Accuracy is not the only story, but it’s a good first check.


In [None]:
dense_test = dense_model.evaluate(ds_test, verbose=0)
cnn_test   = cnn_model.evaluate(ds_test, verbose=0)

print("Dense baseline — test loss, test acc:", dense_test)
print("CNN          — test loss, test acc:", cnn_test)


## 7) Confusion matrix + quick error analysis

We’ll inspect:
- which classes the model confuses
- a handful of high-confidence mistakes (useful for discussion)


In [None]:
# Collect predictions on the test set
y_true = []
y_pred = []
y_prob = []

for xb, yb in ds_test:
    probs = cnn_model.predict(xb, verbose=0)
    preds = np.argmax(probs, axis=1)

    y_true.extend(yb.numpy().tolist())
    y_pred.extend(preds.tolist())
    y_prob.extend(np.max(probs, axis=1).tolist())

y_true = np.array(y_true)
y_pred = np.array(y_pred)
y_prob = np.array(y_prob)

cm = tf.math.confusion_matrix(y_true, y_pred, num_classes=num_classes).numpy()

plt.figure(figsize=(10, 8))
plt.imshow(cm)
plt.title("CNN confusion matrix (test set)")
plt.xlabel("predicted")
plt.ylabel("true")
plt.colorbar()
plt.xticks(range(num_classes), label_names, rotation=90, fontsize=8)
plt.yticks(range(num_classes), label_names, fontsize=8)
plt.tight_layout()
plt.show()


In [None]:
# Show a few high-confidence mistakes
# We'll scan the test set again, keep images for mistakes.
mistake_imgs = []
mistake_true = []
mistake_pred = []
mistake_conf = []

for xb, yb in ds_test:
    probs = cnn_model.predict(xb, verbose=0)
    preds = np.argmax(probs, axis=1)
    confs = np.max(probs, axis=1)

    for i in range(xb.shape[0]):
        true_i = int(yb[i].numpy())
        pred_i = int(preds[i])
        conf_i = float(confs[i])
        if pred_i != true_i:
            mistake_imgs.append(xb[i].numpy())
            mistake_true.append(true_i)
            mistake_pred.append(pred_i)
            mistake_conf.append(conf_i)

# Sort mistakes by confidence (descending)
idx = np.argsort(-np.array(mistake_conf))

top_k = 12
idx = idx[:min(top_k, len(idx))]

cols = 4
rows = int(np.ceil(len(idx) / cols))
plt.figure(figsize=(12, 8))
for j, k in enumerate(idx, start=1):
    plt.subplot(rows, cols, j)
    plt.imshow(mistake_imgs[k])
    t = label_names[mistake_true[k]]
    p = label_names[mistake_pred[k]]
    c = mistake_conf[k]
    plt.title(f"true: {t}\npred: {p} ({c:.2f})", fontsize=8)
    plt.axis("off")
plt.tight_layout()
plt.show()

print(f"Total test mistakes found: {len(mistake_imgs)}")

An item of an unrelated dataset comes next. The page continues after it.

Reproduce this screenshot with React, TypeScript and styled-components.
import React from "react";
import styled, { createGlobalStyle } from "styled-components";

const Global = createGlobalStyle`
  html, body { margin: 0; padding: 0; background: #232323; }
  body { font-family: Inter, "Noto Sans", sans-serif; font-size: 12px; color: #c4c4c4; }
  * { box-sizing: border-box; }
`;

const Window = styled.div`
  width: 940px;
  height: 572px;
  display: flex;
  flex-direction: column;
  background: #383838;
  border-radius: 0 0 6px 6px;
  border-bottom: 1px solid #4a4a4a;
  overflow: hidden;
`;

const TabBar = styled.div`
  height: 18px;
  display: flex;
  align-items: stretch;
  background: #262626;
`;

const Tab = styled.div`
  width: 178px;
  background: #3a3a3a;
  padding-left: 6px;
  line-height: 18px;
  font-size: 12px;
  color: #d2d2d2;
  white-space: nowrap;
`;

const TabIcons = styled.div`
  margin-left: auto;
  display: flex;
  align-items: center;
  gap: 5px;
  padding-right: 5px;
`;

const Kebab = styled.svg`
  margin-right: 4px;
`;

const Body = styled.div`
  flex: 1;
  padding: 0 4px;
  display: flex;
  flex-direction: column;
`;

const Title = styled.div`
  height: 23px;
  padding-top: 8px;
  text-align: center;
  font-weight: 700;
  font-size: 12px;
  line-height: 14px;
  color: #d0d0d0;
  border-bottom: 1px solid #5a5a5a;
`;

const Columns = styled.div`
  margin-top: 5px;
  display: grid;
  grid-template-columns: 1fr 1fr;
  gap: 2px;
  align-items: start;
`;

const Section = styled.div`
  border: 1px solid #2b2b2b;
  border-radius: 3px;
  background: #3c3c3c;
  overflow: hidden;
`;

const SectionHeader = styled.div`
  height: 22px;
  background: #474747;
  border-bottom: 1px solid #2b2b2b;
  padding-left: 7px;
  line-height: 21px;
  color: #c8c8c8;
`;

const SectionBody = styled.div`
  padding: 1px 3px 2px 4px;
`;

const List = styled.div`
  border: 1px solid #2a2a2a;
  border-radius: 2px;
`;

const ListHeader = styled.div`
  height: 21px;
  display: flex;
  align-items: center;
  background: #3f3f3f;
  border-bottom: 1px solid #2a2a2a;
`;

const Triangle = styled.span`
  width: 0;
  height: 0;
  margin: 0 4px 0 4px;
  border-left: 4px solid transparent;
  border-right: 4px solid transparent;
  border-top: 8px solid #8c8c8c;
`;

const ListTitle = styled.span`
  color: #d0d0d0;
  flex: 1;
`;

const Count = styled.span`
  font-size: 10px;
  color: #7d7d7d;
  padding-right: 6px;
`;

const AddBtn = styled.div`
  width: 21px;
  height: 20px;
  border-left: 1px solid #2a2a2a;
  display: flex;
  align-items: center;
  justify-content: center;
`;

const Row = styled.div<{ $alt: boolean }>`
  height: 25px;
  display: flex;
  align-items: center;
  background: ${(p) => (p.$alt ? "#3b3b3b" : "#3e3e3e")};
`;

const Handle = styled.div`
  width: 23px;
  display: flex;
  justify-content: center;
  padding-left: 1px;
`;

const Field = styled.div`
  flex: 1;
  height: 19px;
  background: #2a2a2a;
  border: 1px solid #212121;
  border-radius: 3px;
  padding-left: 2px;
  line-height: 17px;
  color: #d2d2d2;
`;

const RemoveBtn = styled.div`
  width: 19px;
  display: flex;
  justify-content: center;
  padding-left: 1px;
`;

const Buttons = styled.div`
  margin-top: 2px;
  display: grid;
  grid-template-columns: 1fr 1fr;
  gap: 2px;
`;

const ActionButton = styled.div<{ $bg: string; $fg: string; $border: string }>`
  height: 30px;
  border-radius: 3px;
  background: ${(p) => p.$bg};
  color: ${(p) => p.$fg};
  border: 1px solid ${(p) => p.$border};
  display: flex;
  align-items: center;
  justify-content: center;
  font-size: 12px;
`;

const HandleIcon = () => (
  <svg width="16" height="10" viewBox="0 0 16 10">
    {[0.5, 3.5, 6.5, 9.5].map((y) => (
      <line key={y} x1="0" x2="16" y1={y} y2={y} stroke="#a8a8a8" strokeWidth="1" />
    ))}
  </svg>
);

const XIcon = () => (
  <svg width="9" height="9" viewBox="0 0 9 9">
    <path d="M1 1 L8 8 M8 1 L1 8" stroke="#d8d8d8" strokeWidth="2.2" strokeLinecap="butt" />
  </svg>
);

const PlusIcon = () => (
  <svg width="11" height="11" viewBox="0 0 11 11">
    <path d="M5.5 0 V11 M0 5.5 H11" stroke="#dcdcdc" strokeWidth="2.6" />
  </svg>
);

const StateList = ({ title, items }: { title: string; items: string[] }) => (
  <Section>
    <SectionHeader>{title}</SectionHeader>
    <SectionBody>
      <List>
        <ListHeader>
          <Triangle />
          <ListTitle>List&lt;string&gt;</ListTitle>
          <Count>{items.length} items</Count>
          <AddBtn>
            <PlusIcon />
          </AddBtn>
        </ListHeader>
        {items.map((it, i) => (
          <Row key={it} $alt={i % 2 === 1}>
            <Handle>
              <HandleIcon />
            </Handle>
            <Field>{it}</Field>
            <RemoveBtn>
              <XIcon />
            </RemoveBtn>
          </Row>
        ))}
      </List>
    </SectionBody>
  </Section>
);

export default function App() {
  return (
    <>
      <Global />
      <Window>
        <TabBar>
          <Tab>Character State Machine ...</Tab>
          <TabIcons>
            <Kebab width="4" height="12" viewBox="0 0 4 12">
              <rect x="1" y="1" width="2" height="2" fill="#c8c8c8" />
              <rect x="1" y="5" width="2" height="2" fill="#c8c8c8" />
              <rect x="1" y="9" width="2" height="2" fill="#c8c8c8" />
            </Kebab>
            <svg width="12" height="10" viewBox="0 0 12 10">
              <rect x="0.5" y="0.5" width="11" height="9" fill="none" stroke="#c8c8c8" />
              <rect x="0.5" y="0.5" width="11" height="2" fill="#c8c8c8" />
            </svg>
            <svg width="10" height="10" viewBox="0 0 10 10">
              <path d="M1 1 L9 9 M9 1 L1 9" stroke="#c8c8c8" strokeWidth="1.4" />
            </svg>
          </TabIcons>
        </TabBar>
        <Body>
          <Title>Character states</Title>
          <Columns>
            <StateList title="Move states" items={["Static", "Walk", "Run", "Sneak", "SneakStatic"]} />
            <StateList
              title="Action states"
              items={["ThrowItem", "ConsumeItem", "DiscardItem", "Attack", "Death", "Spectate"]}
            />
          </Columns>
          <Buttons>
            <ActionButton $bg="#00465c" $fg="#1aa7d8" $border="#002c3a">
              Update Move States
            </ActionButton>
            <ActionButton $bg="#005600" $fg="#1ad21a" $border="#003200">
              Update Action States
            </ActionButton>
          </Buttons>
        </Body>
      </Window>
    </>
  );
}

## 8) (Optional) Transfer learning

If you have time in a live session, transfer learning is a useful “industrial default” demonstration:
- Resize inputs to match a pretrained backbone
- Freeze backbone, train a small head
- Compare stability and accuracy

**Toggle the flag below** if you want to run this section.


In [None]:
RUN_TRANSFER = False  # set True if you want to run this section


In [None]:
if RUN_TRANSFER:
    # We'll use MobileNetV2 as a lightweight pretrained backbone.
    # It expects larger images, so we'll resize on the fly in the pipeline.
    TARGET_SIZE = (160, 160)

    ds_train_tl = ds_train_raw.map(
        lambda x, y: (tf.image.resize(tf.image.convert_image_dtype(x, tf.float32), TARGET_SIZE), y),
        num_parallel_calls=AUTOTUNE
    ).shuffle(2048).batch(BATCH_SIZE).prefetch(AUTOTUNE)

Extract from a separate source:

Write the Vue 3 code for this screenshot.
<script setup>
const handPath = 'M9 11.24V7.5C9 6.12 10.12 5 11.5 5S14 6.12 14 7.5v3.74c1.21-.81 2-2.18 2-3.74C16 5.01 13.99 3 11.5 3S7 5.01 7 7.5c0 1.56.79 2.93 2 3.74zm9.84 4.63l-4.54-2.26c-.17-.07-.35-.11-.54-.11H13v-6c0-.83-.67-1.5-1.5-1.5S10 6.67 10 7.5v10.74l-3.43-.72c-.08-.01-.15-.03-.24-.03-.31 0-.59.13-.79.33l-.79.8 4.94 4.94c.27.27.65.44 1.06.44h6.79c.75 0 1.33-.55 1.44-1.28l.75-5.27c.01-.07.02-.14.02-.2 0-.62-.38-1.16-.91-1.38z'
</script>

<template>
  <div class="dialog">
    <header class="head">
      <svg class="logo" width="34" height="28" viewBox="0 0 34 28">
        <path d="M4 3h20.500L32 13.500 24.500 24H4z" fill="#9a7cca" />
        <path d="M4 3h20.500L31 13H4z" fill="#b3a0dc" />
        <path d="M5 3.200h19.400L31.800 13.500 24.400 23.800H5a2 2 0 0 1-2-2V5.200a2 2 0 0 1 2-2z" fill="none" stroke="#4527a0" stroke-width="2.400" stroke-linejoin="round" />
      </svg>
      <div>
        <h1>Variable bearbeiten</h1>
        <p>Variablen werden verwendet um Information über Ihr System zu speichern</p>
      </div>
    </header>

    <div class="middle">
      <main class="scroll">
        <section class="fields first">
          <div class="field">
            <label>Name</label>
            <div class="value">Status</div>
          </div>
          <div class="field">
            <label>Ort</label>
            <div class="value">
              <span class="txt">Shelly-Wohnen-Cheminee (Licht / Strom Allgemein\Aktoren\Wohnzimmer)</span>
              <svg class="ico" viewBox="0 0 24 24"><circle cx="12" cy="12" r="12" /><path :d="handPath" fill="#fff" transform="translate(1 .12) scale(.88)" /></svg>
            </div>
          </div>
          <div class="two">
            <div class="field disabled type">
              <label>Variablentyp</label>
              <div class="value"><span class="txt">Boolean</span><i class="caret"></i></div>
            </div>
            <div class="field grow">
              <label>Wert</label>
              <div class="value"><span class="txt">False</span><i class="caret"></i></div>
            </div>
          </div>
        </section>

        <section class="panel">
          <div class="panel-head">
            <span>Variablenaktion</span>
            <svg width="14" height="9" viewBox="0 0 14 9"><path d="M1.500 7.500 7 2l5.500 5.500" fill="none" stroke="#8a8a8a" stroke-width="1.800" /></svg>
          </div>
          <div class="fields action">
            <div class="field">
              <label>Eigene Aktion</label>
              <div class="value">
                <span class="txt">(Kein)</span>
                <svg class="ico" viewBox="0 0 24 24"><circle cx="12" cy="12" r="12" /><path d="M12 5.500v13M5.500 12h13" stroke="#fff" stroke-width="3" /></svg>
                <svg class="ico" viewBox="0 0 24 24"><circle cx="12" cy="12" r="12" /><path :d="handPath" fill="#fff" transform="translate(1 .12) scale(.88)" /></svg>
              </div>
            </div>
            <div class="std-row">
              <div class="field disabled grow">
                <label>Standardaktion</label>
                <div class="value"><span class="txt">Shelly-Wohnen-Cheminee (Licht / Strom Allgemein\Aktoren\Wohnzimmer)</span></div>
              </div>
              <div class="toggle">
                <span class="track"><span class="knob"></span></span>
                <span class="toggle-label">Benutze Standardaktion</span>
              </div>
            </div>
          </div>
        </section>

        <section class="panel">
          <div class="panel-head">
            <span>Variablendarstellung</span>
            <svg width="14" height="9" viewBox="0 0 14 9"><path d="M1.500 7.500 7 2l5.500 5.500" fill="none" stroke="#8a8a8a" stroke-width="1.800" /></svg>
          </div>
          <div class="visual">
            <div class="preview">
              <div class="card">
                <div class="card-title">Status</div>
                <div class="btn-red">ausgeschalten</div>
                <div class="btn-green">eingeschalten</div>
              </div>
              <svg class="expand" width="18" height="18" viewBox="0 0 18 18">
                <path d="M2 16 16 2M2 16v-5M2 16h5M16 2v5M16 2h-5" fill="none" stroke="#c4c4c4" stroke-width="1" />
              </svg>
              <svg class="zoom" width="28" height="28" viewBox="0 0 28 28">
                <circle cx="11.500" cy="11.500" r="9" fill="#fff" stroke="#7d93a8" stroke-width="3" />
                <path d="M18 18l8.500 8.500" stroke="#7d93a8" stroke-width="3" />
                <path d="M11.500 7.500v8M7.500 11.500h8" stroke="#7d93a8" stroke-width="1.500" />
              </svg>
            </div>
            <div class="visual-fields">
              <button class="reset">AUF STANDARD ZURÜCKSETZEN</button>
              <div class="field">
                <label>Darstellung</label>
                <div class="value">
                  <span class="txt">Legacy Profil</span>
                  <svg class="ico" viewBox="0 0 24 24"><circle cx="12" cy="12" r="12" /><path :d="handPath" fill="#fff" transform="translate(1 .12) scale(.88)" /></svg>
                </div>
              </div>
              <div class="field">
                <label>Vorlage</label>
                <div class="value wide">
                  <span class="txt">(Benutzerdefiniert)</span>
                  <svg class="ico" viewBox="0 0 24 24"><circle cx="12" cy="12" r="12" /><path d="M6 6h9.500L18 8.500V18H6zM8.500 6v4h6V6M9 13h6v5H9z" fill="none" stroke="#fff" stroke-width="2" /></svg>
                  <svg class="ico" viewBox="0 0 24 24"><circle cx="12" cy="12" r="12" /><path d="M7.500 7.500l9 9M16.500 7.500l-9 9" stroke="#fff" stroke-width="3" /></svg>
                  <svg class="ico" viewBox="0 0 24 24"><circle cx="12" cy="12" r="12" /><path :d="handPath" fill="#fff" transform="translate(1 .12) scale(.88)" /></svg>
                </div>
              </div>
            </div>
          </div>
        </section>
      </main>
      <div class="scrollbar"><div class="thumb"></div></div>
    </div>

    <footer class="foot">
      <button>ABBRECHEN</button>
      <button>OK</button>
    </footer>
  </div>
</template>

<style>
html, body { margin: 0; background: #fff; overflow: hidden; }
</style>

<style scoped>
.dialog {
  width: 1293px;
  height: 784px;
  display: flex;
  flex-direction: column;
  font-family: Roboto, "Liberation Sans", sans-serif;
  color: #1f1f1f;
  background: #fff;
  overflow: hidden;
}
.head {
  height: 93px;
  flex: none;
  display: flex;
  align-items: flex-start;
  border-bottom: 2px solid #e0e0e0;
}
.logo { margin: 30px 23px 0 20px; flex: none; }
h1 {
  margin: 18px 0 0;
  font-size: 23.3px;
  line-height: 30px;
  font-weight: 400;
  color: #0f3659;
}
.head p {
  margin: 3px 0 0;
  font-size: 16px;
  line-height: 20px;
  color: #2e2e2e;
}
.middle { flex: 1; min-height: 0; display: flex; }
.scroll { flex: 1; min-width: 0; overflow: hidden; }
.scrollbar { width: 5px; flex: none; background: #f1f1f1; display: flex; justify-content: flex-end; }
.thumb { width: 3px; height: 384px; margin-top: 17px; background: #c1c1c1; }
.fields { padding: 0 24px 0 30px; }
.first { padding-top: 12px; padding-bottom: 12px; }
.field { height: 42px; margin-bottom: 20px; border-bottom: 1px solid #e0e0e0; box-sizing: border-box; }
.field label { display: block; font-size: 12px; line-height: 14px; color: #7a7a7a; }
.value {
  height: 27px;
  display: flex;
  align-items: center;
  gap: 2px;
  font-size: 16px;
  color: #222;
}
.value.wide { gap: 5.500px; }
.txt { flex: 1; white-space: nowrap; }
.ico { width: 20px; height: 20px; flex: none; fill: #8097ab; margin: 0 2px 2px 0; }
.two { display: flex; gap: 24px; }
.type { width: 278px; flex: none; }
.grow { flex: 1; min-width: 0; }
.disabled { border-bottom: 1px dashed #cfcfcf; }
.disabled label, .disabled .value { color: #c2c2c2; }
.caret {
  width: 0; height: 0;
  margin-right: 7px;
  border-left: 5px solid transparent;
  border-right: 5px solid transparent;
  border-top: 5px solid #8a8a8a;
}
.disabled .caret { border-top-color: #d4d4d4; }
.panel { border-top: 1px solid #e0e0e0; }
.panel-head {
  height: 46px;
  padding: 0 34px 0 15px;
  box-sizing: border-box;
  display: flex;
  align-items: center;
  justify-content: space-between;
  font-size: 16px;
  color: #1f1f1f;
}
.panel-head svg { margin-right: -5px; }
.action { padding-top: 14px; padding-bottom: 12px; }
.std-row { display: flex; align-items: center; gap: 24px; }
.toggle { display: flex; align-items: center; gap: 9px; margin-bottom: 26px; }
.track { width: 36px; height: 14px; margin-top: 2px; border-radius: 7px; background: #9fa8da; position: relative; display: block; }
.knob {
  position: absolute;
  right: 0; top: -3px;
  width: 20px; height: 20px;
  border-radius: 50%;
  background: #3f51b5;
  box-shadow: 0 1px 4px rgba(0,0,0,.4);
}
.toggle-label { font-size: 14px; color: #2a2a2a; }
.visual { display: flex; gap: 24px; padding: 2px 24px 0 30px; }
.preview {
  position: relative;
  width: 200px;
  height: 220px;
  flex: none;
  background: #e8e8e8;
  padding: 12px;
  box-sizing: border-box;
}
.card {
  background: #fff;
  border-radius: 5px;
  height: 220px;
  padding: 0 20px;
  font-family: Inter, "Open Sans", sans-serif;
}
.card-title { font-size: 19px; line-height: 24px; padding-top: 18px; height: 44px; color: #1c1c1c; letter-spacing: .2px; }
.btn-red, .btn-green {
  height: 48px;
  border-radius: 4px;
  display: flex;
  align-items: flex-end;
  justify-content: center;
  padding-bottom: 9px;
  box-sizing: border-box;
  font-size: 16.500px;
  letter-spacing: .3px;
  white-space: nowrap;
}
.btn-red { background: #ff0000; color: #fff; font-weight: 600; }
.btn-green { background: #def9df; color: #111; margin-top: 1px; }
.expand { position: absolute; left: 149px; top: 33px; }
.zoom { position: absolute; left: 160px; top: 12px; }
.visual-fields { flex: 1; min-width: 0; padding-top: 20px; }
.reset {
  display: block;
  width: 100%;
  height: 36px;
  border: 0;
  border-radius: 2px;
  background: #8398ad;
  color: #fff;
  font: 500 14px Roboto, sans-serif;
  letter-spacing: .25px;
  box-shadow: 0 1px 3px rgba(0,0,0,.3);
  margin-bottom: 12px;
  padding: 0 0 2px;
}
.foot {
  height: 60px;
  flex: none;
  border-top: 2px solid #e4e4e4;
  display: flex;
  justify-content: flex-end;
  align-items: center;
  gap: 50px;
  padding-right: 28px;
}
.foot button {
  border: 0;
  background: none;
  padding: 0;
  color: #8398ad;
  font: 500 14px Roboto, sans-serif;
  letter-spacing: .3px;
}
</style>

    ds_val_tl = ds_val_raw.map(
        lambda x, y: (tf.image.resize(tf.image.convert_image_dtype(x, tf.float32), TARGET_SIZE), y),
        num_parallel_calls=AUTOTUNE
    ).batch(BATCH_SIZE).prefetch(AUTOTUNE)

    ds_test_tl = ds_test_raw.map(
        lambda x, y: (tf.image.resize(tf.image.convert_image_dtype(x, tf.float32), TARGET_SIZE), y),
        num_parallel_calls=AUTOTUNE
    ).batch(BATCH_SIZE).prefetch(AUTOTUNE)

    backbone = tf.keras.applications.MobileNetV2(
        input_shape=TARGET_SIZE + (3,),
        include_top=False,
        weights="imagenet"
    )
    backbone.trainable = False

    tl_model = tf.keras.Sequential([
        tf.keras.layers.Input(shape=TARGET_SIZE + (3,)),
        backbone,
        tf.keras.layers.GlobalAveragePooling2D(),
        tf.keras.layers.Dropout(0.2),
        tf.keras.layers.Dense(num_classes, activation="softmax")
    ], name="mobilenetv2_transfer")

    tl_model.compile(
        optimizer=tf.keras.optimizers.Adam(learning_rate=1e-3),
        loss="sparse_categorical_crossentropy",
        metrics=["accuracy"]
    )

    history_tl = tl_model.fit(
        ds_train_tl,
        validation_data=ds_val_tl,
        epochs=10,
        callbacks=[early_stop],
        verbose=1
    )

    tl_test = tl_model.evaluate(ds_test_tl, verbose=0)
    print("Transfer learning — test loss, test acc:", tl_test)


## 9) Wrap-up (what to say out loud)

- The dense baseline *can* learn something, but it wastes capacity re-learning spatial structure.
- The CNN improves by building the right bias into the architecture.
- Training is not “set and forget”: early stopping (and other guardrails) prevent wasted compute and overfit.
- Confusions are not just mistakes—they are clues about what the data makes inherently hard.